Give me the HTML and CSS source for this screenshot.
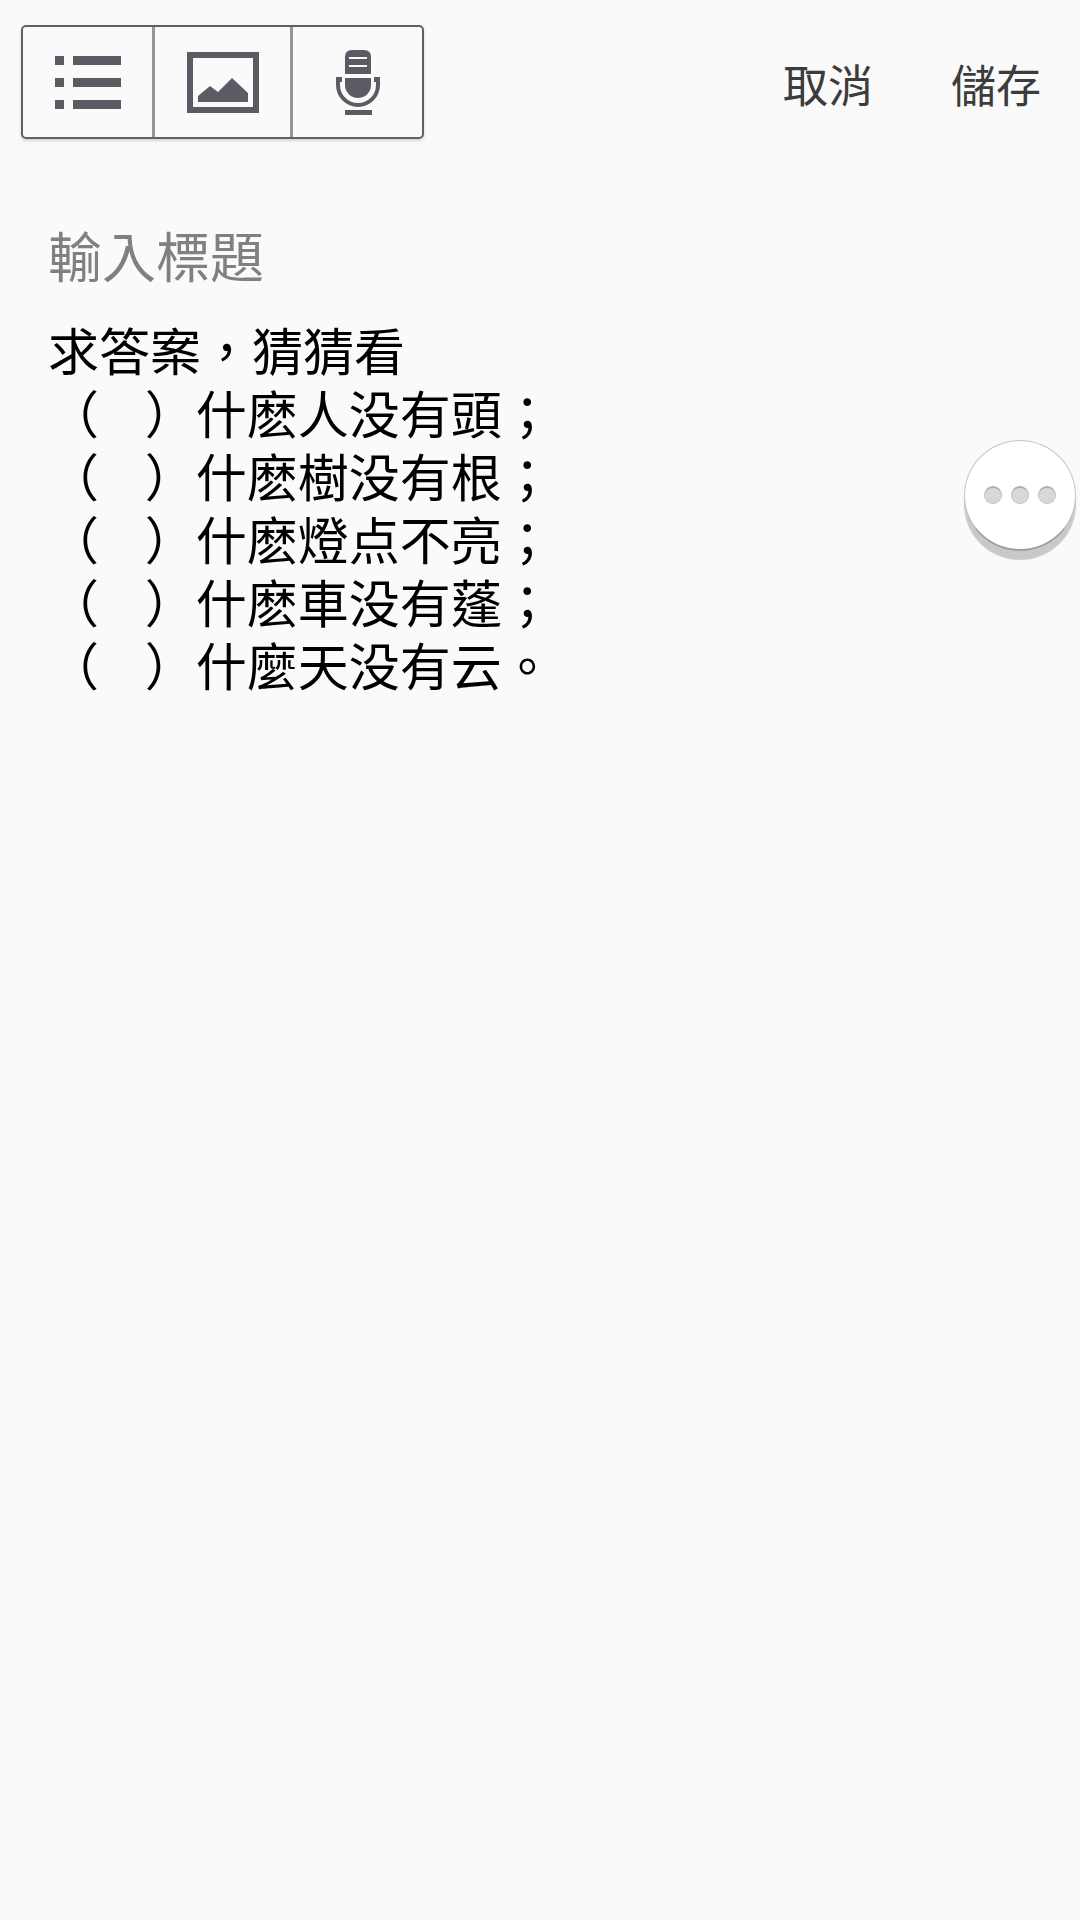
FILE: index.html
```
<!DOCTYPE html>
<html lang="zh-Hant">
<head>
  <meta charset="UTF-8" />
  <meta name="viewport" content="width=device-width, initial-scale=1" />
  <title>備忘錄</title>
  <link rel="stylesheet" href="styles.css">
</head>
<body>
  <header class="toolbar">
    <div class="tools">
      <button class="tool" type="button" aria-label="清單">
        <svg width="66" height="53" viewBox="0 0 66 53" fill="#5b5b63">
          <path d="M0 0h9v9H0zM18 0h48v9H18zM0 22h9v9H0zM18 22h48v9H18zM0 44h9v9H0zM18 44h48v9H18z" />
        </svg>
      </button>
      <button class="tool" type="button" aria-label="圖片">
        <svg width="72" height="61" viewBox="0 0 72 61" fill="#5b5b63">
          <path fill-rule="evenodd" d="M0 0h72v61H0zM6 6v49h60V6z" />
          <path d="M11 50v-6l12-10 8 6 14-14 16 15v9z" />
        </svg>
      </button>
      <button class="tool" type="button" aria-label="錄音">
        <svg width="44" height="65" viewBox="0 0 44 65" fill="#5b5b63">
          <path fill-rule="evenodd" d="M9 24V7q0-7 7-7h12q7 0 7 7v17zM13 7v2h18V7zM13 15v2h18v-2z" />
          <path d="M9 28h26v7a13 13 0 0 1-26 0z" />
          <path d="M0 27h6v5H4v3a18 18 0 0 0 36 0v-3h-2v-5h6v8a22 22 0 0 1-44 0z" />
          <path d="M9 60h27v5H9z" />
        </svg>
      </button>
    </div>
    <div class="actions">
      <button class="action" type="button">取消</button>
      <button class="action" type="button">儲存</button>
    </div>
  </header>

  <main class="note">
    <input class="note-title" type="text" placeholder="輸入標題" aria-label="標題" />
    <textarea class="note-body" aria-label="內容" rows="6" spellcheck="false">求答案，猜猜看
（    ）什麽人没有頭；
（    ）什麽樹没有根；
（    ）什麽燈点不亮；
（    ）什麽車没有蓬；
（    ）什麼天没有云。</textarea>
  </main>

  <button class="more" type="button" aria-label="更多">
    <span class="dot"></span>
    <span class="dot"></span>
    <span class="dot"></span>
  </button>
</body>
</html>
```
FILE: styles.css
```
* {
  box-sizing: border-box;
}
body {
  margin: 0;
  min-height: 100vh;
  background: #fafafa;
  color: #000;
  font-family: "Noto Sans CJK TC", sans-serif;
}
button, input, textarea {
  margin: 0;
  padding: 0;
  border: 0;
  outline: 0;
  background: none;
  color: inherit;
  font-family: inherit;
}
.toolbar {
  display: flex;
  justify-content: space-between;
  align-items: center;
  padding: 25px 39px 0 21px;
}
.tools {
  display: flex;
  border: 2px solid #57656b;
  border-radius: 5px;
  box-shadow: 0 2px 3px rgba(0, 0, 0, 0.15);
}
.tool {
  display: flex;
  justify-content: center;
  align-items: center;
  width: 129px;
  height: 110px;
}
.tool + .tool {
  width: 138px;
  border-left: 3px solid #96969a;
}
.tool:last-child {
  width: 132px;
}
.actions {
  display: flex;
  gap: 78px;
  padding-top: 4px;
}
.action {
  color: #3c3c3c;
  font-size: 45px;
  line-height: 60px;
}
.note {
  padding: 75px 48px 0;
}
.note-title {
  display: block;
  width: 100%;
  height: 80px;
  font-size: 54px;
}
.note-title::placeholder {
  color: #808080;
  opacity: 1;
}
.note-body {
  display: block;
  width: 100%;
  margin-top: 24px;
  font-size: 51px;
  line-height: 63px;
  resize: none;
  overflow: hidden;
}
.more {
  position: absolute;
  top: 440px;
  right: 4px;
  display: flex;
  justify-content: center;
  align-items: center;
  gap: 9px;
  width: 112px;
  height: 111px;
  border: 1px solid #c4c4c4;
  border-bottom: 2px solid #a0a0a0;
  border-radius: 50%;
  background: #fff;
  box-shadow: 0 9px 1px #c9c9c9;
}
.dot {
  width: 18px;
  height: 18px;
  border: 1px solid #c4c4c4;
  border-top: 2px solid #b0b0b0;
  border-radius: 50%;
  background: #d8d8d8;
}
```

Direction: From the listing, extract all text exactly as given and drop any picture.

Exercise solution:
Give me the HTML and CSS source for this screenshot.
FILE: index.html
```
<!DOCTYPE html>
<html lang="zh-Hant">
<head>
  <meta charset="UTF-8" />
  <meta name="viewport" content="width=device-width, initial-scale=1" />
  <title>備忘錄</title>
  <link rel="stylesheet" href="styles.css">
</head>
<body>
  <header class="toolbar">
    <div class="tools">
      <button class="tool" type="button" aria-label="清單">
        <svg width="66" height="53" viewBox="0 0 66 53" fill="#5b5b63">
          <path d="M0 0h9v9H0zM18 0h48v9H18zM0 22h9v9H0zM18 22h48v9H18zM0 44h9v9H0zM18 44h48v9H18z" />
        </svg>
      </button>
      <button class="tool" type="button" aria-label="圖片">
        <svg width="72" height="61" viewBox="0 0 72 61" fill="#5b5b63">
          <path fill-rule="evenodd" d="M0 0h72v61H0zM6 6v49h60V6z" />
          <path d="M11 50v-6l12-10 8 6 14-14 16 15v9z" />
        </svg>
      </button>
      <button class="tool" type="button" aria-label="錄音">
        <svg width="44" height="65" viewBox="0 0 44 65" fill="#5b5b63">
          <path fill-rule="evenodd" d="M9 24V7q0-7 7-7h12q7 0 7 7v17zM13 7v2h18V7zM13 15v2h18v-2z" />
          <path d="M9 28h26v7a13 13 0 0 1-26 0z" />
          <path d="M0 27h6v5H4v3a18 18 0 0 0 36 0v-3h-2v-5h6v8a22 22 0 0 1-44 0z" />
          <path d="M9 60h27v5H9z" />
        </svg>
      </button>
    </div>
    <div class="actions">
      <button class="action" type="button">取消</button>
      <button class="action" type="button">儲存</button>
    </div>
  </header>

  <main class="note">
    <input class="note-title" type="text" placeholder="輸入標題" aria-label="標題" />
    <textarea class="note-body" aria-label="內容" rows="6" spellcheck="false">求答案，猜猜看
（    ）什麽人没有頭；
（    ）什麽樹没有根；
（    ）什麽燈点不亮；
（    ）什麽車没有蓬；
（    ）什麼天没有云。</textarea>
  </main>

  <button class="more" type="button" aria-label="更多">
    <span class="dot"></span>
    <span class="dot"></span>
    <span class="dot"></span>
  </button>
</body>
</html>
```
FILE: styles.css
```
* {
  box-sizing: border-box;
}
body {
  margin: 0;
  min-height: 100vh;
  background: #fafafa;
  color: #000;
  font-family: "Noto Sans CJK TC", sans-serif;
}
button, input, textarea {
  margin: 0;
  padding: 0;
  border: 0;
  outline: 0;
  background: none;
  color: inherit;
  font-family: inherit;
}
.toolbar {
  display: flex;
  justify-content: space-between;
  align-items: center;
  padding: 25px 39px 0 21px;
}
.tools {
  display: flex;
  border: 2px solid #57656b;
  border-radius: 5px;
  box-shadow: 0 2px 3px rgba(0, 0, 0, 0.15);
}
.tool {
  display: flex;
  justify-content: center;
  align-items: center;
  width: 129px;
  height: 110px;
}
.tool + .tool {
  width: 138px;
  border-left: 3px solid #96969a;
}
.tool:last-child {
  width: 132px;
}
.actions {
  display: flex;
  gap: 78px;
  padding-top: 4px;
}
.action {
  color: #3c3c3c;
  font-size: 45px;
  line-height: 60px;
}
.note {
  padding: 75px 48px 0;
}
.note-title {
  display: block;
  width: 100%;
  height: 80px;
  font-size: 54px;
}
.note-title::placeholder {
  color: #808080;
  opacity: 1;
}
.note-body {
  display: block;
  width: 100%;
  margin-top: 24px;
  font-size: 51px;
  line-height: 63px;
  resize: none;
  overflow: hidden;
}
.more {
  position: absolute;
  top: 440px;
  right: 4px;
  display: flex;
  justify-content: center;
  align-items: center;
  gap: 9px;
  width: 112px;
  height: 111px;
  border: 1px solid #c4c4c4;
  border-bottom: 2px solid #a0a0a0;
  border-radius: 50%;
  background: #fff;
  box-shadow: 0 9px 1px #c9c9c9;
}
.dot {
  width: 18px;
  height: 18px;
  border: 1px solid #c4c4c4;
  border-top: 2px solid #b0b0b0;
  border-radius: 50%;
  background: #d8d8d8;
}
```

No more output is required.